- _Your instructions_: Scan the following material for the string "screenshot" and copy each line in which it appears.

- _Information supplied_:
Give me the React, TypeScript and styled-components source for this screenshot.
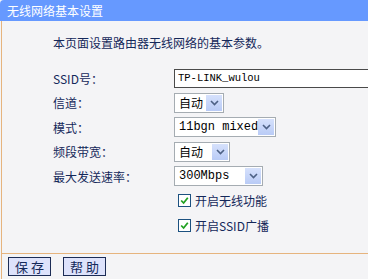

==

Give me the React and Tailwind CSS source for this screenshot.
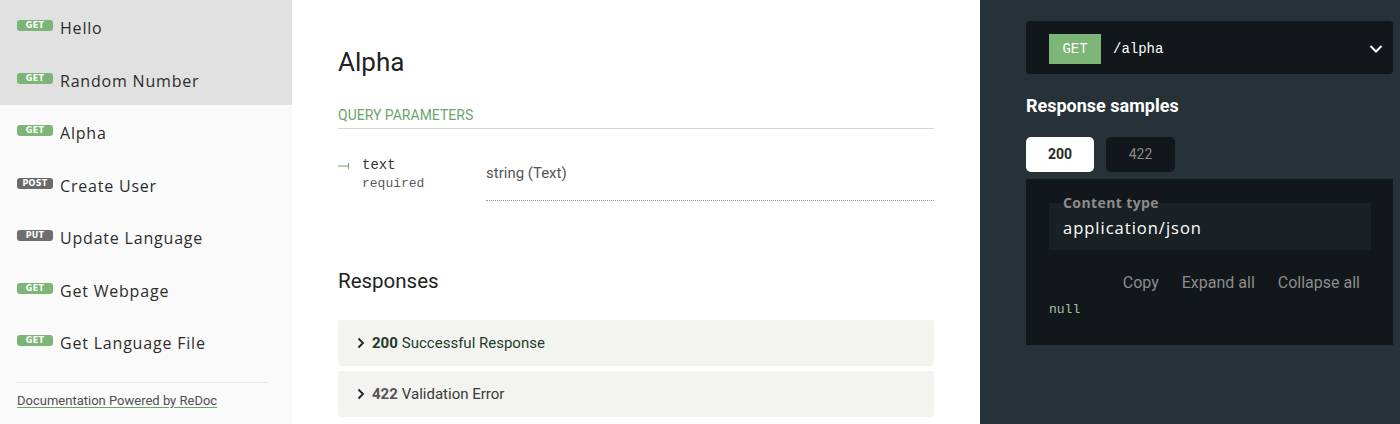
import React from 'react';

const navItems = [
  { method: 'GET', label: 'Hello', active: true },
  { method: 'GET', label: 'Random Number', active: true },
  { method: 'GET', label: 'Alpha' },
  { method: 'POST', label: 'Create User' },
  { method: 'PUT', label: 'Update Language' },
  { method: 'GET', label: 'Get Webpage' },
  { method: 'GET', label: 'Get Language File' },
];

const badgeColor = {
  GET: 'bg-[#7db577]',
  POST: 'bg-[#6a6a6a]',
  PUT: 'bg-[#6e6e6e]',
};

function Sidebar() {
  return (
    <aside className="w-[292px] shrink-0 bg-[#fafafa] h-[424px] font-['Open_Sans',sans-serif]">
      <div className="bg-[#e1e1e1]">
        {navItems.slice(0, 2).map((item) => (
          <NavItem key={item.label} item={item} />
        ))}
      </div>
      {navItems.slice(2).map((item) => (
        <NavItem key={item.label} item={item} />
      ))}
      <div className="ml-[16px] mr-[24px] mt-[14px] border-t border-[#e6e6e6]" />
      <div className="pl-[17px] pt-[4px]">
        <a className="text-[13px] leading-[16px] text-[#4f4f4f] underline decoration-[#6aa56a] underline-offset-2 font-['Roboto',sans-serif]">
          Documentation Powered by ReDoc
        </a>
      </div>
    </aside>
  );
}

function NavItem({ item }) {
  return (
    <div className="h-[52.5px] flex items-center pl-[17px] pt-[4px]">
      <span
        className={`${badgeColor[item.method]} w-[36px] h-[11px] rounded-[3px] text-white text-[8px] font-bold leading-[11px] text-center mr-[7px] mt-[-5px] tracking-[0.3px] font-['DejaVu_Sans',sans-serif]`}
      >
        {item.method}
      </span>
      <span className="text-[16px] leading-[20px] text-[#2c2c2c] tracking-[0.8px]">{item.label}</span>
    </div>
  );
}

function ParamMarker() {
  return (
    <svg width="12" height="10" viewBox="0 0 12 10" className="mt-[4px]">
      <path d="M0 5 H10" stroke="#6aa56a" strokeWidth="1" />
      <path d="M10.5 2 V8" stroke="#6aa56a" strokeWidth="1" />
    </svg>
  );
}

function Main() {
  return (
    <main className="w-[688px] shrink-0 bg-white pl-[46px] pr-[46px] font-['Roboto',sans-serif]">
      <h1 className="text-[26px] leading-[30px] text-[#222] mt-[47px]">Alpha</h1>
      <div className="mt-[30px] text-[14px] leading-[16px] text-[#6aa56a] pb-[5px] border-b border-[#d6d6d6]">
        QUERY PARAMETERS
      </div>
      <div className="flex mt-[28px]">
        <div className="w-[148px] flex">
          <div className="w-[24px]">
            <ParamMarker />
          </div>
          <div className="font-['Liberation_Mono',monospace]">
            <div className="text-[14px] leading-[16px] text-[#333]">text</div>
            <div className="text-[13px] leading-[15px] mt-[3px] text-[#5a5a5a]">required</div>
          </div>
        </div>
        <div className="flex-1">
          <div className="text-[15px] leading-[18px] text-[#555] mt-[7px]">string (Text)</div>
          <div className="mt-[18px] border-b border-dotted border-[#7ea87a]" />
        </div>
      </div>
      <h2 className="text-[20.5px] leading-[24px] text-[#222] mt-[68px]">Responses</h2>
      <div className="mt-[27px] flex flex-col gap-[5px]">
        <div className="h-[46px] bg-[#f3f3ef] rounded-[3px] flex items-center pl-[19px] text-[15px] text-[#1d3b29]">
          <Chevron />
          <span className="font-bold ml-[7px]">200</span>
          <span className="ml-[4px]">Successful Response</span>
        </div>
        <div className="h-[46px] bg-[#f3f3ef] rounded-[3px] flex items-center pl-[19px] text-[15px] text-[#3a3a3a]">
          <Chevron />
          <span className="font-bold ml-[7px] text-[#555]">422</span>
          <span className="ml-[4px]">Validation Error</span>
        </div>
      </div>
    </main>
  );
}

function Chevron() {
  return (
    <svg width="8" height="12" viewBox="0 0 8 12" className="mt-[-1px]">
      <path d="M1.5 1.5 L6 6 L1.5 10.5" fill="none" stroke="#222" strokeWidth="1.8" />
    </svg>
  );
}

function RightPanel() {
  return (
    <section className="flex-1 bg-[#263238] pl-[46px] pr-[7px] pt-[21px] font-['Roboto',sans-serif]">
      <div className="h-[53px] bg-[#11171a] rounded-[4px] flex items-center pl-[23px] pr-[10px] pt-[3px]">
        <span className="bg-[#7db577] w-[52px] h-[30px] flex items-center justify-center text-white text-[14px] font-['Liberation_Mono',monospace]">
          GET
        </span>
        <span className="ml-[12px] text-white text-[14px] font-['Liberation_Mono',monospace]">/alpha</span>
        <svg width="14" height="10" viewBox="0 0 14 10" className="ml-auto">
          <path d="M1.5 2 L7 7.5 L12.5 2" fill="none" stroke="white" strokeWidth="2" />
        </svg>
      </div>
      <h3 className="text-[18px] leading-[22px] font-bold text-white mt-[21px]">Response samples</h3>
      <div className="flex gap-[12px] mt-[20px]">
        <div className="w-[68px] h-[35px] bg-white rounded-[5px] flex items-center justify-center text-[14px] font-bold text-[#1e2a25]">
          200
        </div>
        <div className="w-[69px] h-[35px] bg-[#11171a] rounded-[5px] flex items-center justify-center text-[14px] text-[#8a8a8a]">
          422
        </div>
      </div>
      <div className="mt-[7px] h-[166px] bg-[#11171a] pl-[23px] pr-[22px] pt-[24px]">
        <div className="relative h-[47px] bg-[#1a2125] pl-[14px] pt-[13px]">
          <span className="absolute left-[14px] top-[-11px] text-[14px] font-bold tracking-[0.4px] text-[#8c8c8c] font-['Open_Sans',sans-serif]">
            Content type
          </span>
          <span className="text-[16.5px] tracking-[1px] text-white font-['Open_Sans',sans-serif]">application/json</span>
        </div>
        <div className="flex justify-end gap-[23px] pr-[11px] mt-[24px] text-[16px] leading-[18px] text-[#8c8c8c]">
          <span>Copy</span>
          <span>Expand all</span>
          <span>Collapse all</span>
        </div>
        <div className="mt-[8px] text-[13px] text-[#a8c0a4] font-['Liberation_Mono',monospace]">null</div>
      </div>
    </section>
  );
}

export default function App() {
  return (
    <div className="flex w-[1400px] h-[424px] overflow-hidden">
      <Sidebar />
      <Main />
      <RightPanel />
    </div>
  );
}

- _The result_:
Give me the React, TypeScript and styled-components source for this screenshot.
Give me the React and Tailwind CSS source for this screenshot.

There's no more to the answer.